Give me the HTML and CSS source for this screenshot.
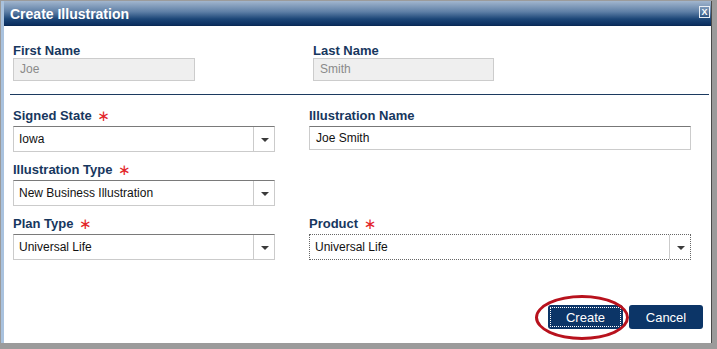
FILE: index.html
```html
<!DOCTYPE html>
<html lang="en">
<head>
    <meta charset="UTF-8">
    <title>Create Illustration</title>
    <link rel="stylesheet" href="styles.css">
</head>
<body>

<div class="dialog">
    <!-- Title bar -->
    <div class="titlebar">
        <span class="title">Create Illustration</span>
        <span class="close">X</span>
    </div>

    <div class="content">
        <!-- Insured names (read only) -->
        <div class="names">
            <div class="field">
                <label>First Name</label>
                <div class="input readonly">Joe</div>
            </div>
            <div class="field last">
                <label>Last Name</label>
                <div class="input readonly">Smith</div>
            </div>
        </div>

        <hr class="divider">

        <div class="grid">
            <div class="field">
                <label>Signed State <span class="req">&lowast;</span></label>
                <div class="dropdown">
                    <span class="value">Iowa</span>
                    <span class="arrow"></span>
                </div>
            </div>
            <div class="field">
                <label>Illustration Name</label>
                <div class="input text">Joe Smith</div>
            </div>

            <div class="field">
                <label>Illustration Type <span class="req">&lowast;</span></label>
                <div class="dropdown">
                    <span class="value">New Business Illustration</span>
                    <span class="arrow"></span>
                </div>
            </div>
            <div></div>

            <div class="field">
                <label>Plan Type <span class="req">&lowast;</span></label>
                <div class="dropdown">
                    <span class="value">Universal Life</span>
                    <span class="arrow"></span>
                </div>
            </div>
            <div class="field">
                <label>Product <span class="req">&lowast;</span></label>
                <div class="dropdown focused">
                    <span class="value">Universal Life</span>
                    <span class="arrow"></span>
                </div>
            </div>
        </div>

        <div class="actions">
            <div class="btn-wrap">
                <button class="btn primary">Create</button>
                <span class="circle"></span>
            </div>
            <button class="btn">Cancel</button>
        </div>
    </div>
</div>

</body>
</html>
```

FILE: styles.css
```css
body {
    margin: 0;
    padding: 0;
    font-family: "Liberation Sans", Arial, sans-serif;
    background-color: #9b9b9b;
    height: 349px;
    overflow: hidden;
}
.dialog {
    margin: 1px 0 0 1px;
    width: 707px;
    height: 342px;
    background-color: white;
    border-left: 3px solid #a9c2de;
    box-shadow: 1px 0 0 #4a4a4a;
    box-sizing: content-box;
}
.titlebar {
    height: 25px;
    display: flex;
    align-items: center;
    justify-content: space-between;
    padding: 0 1px 0 6px;
    background: linear-gradient(#a2b6ce, #5e7fa6 45%, #1c4677 75%, #0b2f60);
    border-bottom: 1px solid #0a2a55;
    box-sizing: border-box;
}
.title {
    color: white;
    font-weight: bold;
    font-size: 14px;
    padding-top: 2px;
}
.close {
    width: 9px;
    height: 10px;
    border: 1px solid #e8eef5;
    color: white;
    font-size: 9px;
    font-weight: bold;
    line-height: 10px;
    text-align: center;
    margin-top: -2px;
}
.content {
    padding: 0 2px 0 9px;
}
label {
    display: block;
    height: 15px;
    color: #17375e;
    font-weight: bold;
    font-size: 13px;
    line-height: 15px;
    margin-bottom: 3px;
    overflow: visible;
}
.req {
    color: #e3262b;
    font-family: "DejaVu Sans", sans-serif;
    font-weight: normal;
    font-size: 15px;
    line-height: 15px;
    vertical-align: top;
    position: relative;
    top: 1px;
    margin-left: 2px;
}
.names {
    display: flex;
    gap: 118px;
    padding-top: 17px;
}
.names label {
    margin-bottom: 0;
}
.names .last .input {
    width: 181px;
}
.input {
    box-sizing: border-box;
    font-size: 12px;
    color: #111;
    padding: 0 6px;
    border: 1px solid #cccccc;
}
.input.readonly {
    width: 182px;
    height: 23px;
    line-height: 21px;
    background-color: #efefef;
    color: #8a8a8a;
}
.input.text {
    width: 382px;
    height: 24px;
    line-height: 22px;
    margin-top: 1px;
    border-top-color: #777;
}
.divider {
    border: none;
    border-top: 1px solid #1c3a60;
    margin: 13px 0 0 -3px;
}
.grid {
    display: grid;
    grid-template-columns: 262px 382px;
    column-gap: 34px;
    row-gap: 10px;
    margin-top: 13px;
}
.dropdown {
    display: flex;
    height: 26px;
    box-sizing: border-box;
    border: 1px solid #cbcbcb;
    border-top-color: #7a7a7a;
    font-size: 12px;
    color: #111;
}
.dropdown.focused {
    border: 1px dotted #666;
}
.value {
    flex: 1;
    padding: 0 5px;
    line-height: 24px;
}
.arrow {
    width: 20px;
    border-left: 1px solid #cbcbcb;
    position: relative;
}
.arrow::after {
    content: "";
    position: absolute;
    left: 7px;
    top: 11px;
    border-left: 4px solid transparent;
    border-right: 4px solid transparent;
    border-top: 4px solid #3a3a3a;
}
.actions {
    display: flex;
    justify-content: flex-end;
    gap: 6px;
    margin: 45px 6px 0 0;
}
.btn-wrap {
    position: relative;
}
.btn {
    width: 74px;
    height: 24px;
    border: none;
    border-radius: 3px;
    background-color: #0c3567;
    color: white;
    font-family: "Liberation Sans", Arial, sans-serif;
    font-size: 13px;
    cursor: pointer;
}
.btn.primary {
    width: 75px;
    outline: 1px dotted white;
    outline-offset: -3px;
}
.circle {
    position: absolute;
    left: -13px;
    top: -10px;
    width: 94px;
    height: 45px;
    border: 3px solid #b8121d;
    border-radius: 50%;
    box-sizing: border-box;
    pointer-events: none;
}
```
☆ ☆ ☆ ☆ ☆
# Exercise task:
Each line of the data should be quoted exactly, with pictures left out.

# Written response:
Give me the HTML and CSS source for this screenshot.
FILE: index.html
```html
<!DOCTYPE html>
<html lang="en">
<head>
    <meta charset="UTF-8">
    <title>Create Illustration</title>
    <link rel="stylesheet" href="styles.css">
</head>
<body>

<div class="dialog">
    <!-- Title bar -->
    <div class="titlebar">
        <span class="title">Create Illustration</span>
        <span class="close">X</span>
    </div>

    <div class="content">
        <!-- Insured names (read only) -->
        <div class="names">
            <div class="field">
                <label>First Name</label>
                <div class="input readonly">Joe</div>
            </div>
            <div class="field last">
                <label>Last Name</label>
                <div class="input readonly">Smith</div>
            </div>
        </div>

        <hr class="divider">

        <div class="grid">
            <div class="field">
                <label>Signed State <span class="req">&lowast;</span></label>
                <div class="dropdown">
                    <span class="value">Iowa</span>
                    <span class="arrow"></span>
                </div>
            </div>
            <div class="field">
                <label>Illustration Name</label>
                <div class="input text">Joe Smith</div>
            </div>

            <div class="field">
                <label>Illustration Type <span class="req">&lowast;</span></label>
                <div class="dropdown">
                    <span class="value">New Business Illustration</span>
                    <span class="arrow"></span>
                </div>
            </div>
            <div></div>

            <div class="field">
                <label>Plan Type <span class="req">&lowast;</span></label>
                <div class="dropdown">
                    <span class="value">Universal Life</span>
                    <span class="arrow"></span>
                </div>
            </div>
            <div class="field">
                <label>Product <span class="req">&lowast;</span></label>
                <div class="dropdown focused">
                    <span class="value">Universal Life</span>
                    <span class="arrow"></span>
                </div>
            </div>
        </div>

        <div class="actions">
            <div class="btn-wrap">
                <button class="btn primary">Create</button>
                <span class="circle"></span>
            </div>
            <button class="btn">Cancel</button>
        </div>
    </div>
</div>

</body>
</html>
```

FILE: styles.css
```css
body {
    margin: 0;
    padding: 0;
    font-family: "Liberation Sans", Arial, sans-serif;
    background-color: #9b9b9b;
    height: 349px;
    overflow: hidden;
}
.dialog {
    margin: 1px 0 0 1px;
    width: 707px;
    height: 342px;
    background-color: white;
    border-left: 3px solid #a9c2de;
    box-shadow: 1px 0 0 #4a4a4a;
    box-sizing: content-box;
}
.titlebar {
    height: 25px;
    display: flex;
    align-items: center;
    justify-content: space-between;
    padding: 0 1px 0 6px;
    background: linear-gradient(#a2b6ce, #5e7fa6 45%, #1c4677 75%, #0b2f60);
    border-bottom: 1px solid #0a2a55;
    box-sizing: border-box;
}
.title {
    color: white;
    font-weight: bold;
    font-size: 14px;
    padding-top: 2px;
}
.close {
    width: 9px;
    height: 10px;
    border: 1px solid #e8eef5;
    color: white;
    font-size: 9px;
    font-weight: bold;
    line-height: 10px;
    text-align: center;
    margin-top: -2px;
}
.content {
    padding: 0 2px 0 9px;
}
label {
    display: block;
    height: 15px;
    color: #17375e;
    font-weight: bold;
    font-size: 13px;
    line-height: 15px;
    margin-bottom: 3px;
    overflow: visible;
}
.req {
    color: #e3262b;
    font-family: "DejaVu Sans", sans-serif;
    font-weight: normal;
    font-size: 15px;
    line-height: 15px;
    vertical-align: top;
    position: relative;
    top: 1px;
    margin-left: 2px;
}
.names {
    display: flex;
    gap: 118px;
    padding-top: 17px;
}
.names label {
    margin-bottom: 0;
}
.names .last .input {
    width: 181px;
}
.input {
    box-sizing: border-box;
    font-size: 12px;
    color: #111;
    padding: 0 6px;
    border: 1px solid #cccccc;
}
.input.readonly {
    width: 182px;
    height: 23px;
    line-height: 21px;
    background-color: #efefef;
    color: #8a8a8a;
}
.input.text {
    width: 382px;
    height: 24px;
    line-height: 22px;
    margin-top: 1px;
    border-top-color: #777;
}
.divider {
    border: none;
    border-top: 1px solid #1c3a60;
    margin: 13px 0 0 -3px;
}
.grid {
    display: grid;
    grid-template-columns: 262px 382px;
    column-gap: 34px;
    row-gap: 10px;
    margin-top: 13px;
}
.dropdown {
    display: flex;
    height: 26px;
    box-sizing: border-box;
    border: 1px solid #cbcbcb;
    border-top-color: #7a7a7a;
    font-size: 12px;
    color: #111;
}
.dropdown.focused {
    border: 1px dotted #666;
}
.value {
    flex: 1;
    padding: 0 5px;
    line-height: 24px;
}
.arrow {
    width: 20px;
    border-left: 1px solid #cbcbcb;
    position: relative;
}
.arrow::after {
    content: "";
    position: absolute;
    left: 7px;
    top: 11px;
    border-left: 4px solid transparent;
    border-right: 4px solid transparent;
    border-top: 4px solid #3a3a3a;
}
.actions {
    display: flex;
    justify-content: flex-end;
    gap: 6px;
    margin: 45px 6px 0 0;
}
.btn-wrap {
    position: relative;
}
.btn {
    width: 74px;
    height: 24px;
    border: none;
    border-radius: 3px;
    background-color: #0c3567;
    color: white;
    font-family: "Liberation Sans", Arial, sans-serif;
    font-size: 13px;
    cursor: pointer;
}
.btn.primary {
    width: 75px;
    outline: 1px dotted white;
    outline-offset: -3px;
}
.circle {
    position: absolute;
    left: -13px;
    top: -10px;
    width: 94px;
    height: 45px;
    border: 3px solid #b8121d;
    border-radius: 50%;
    box-sizing: border-box;
    pointer-events: none;
}
```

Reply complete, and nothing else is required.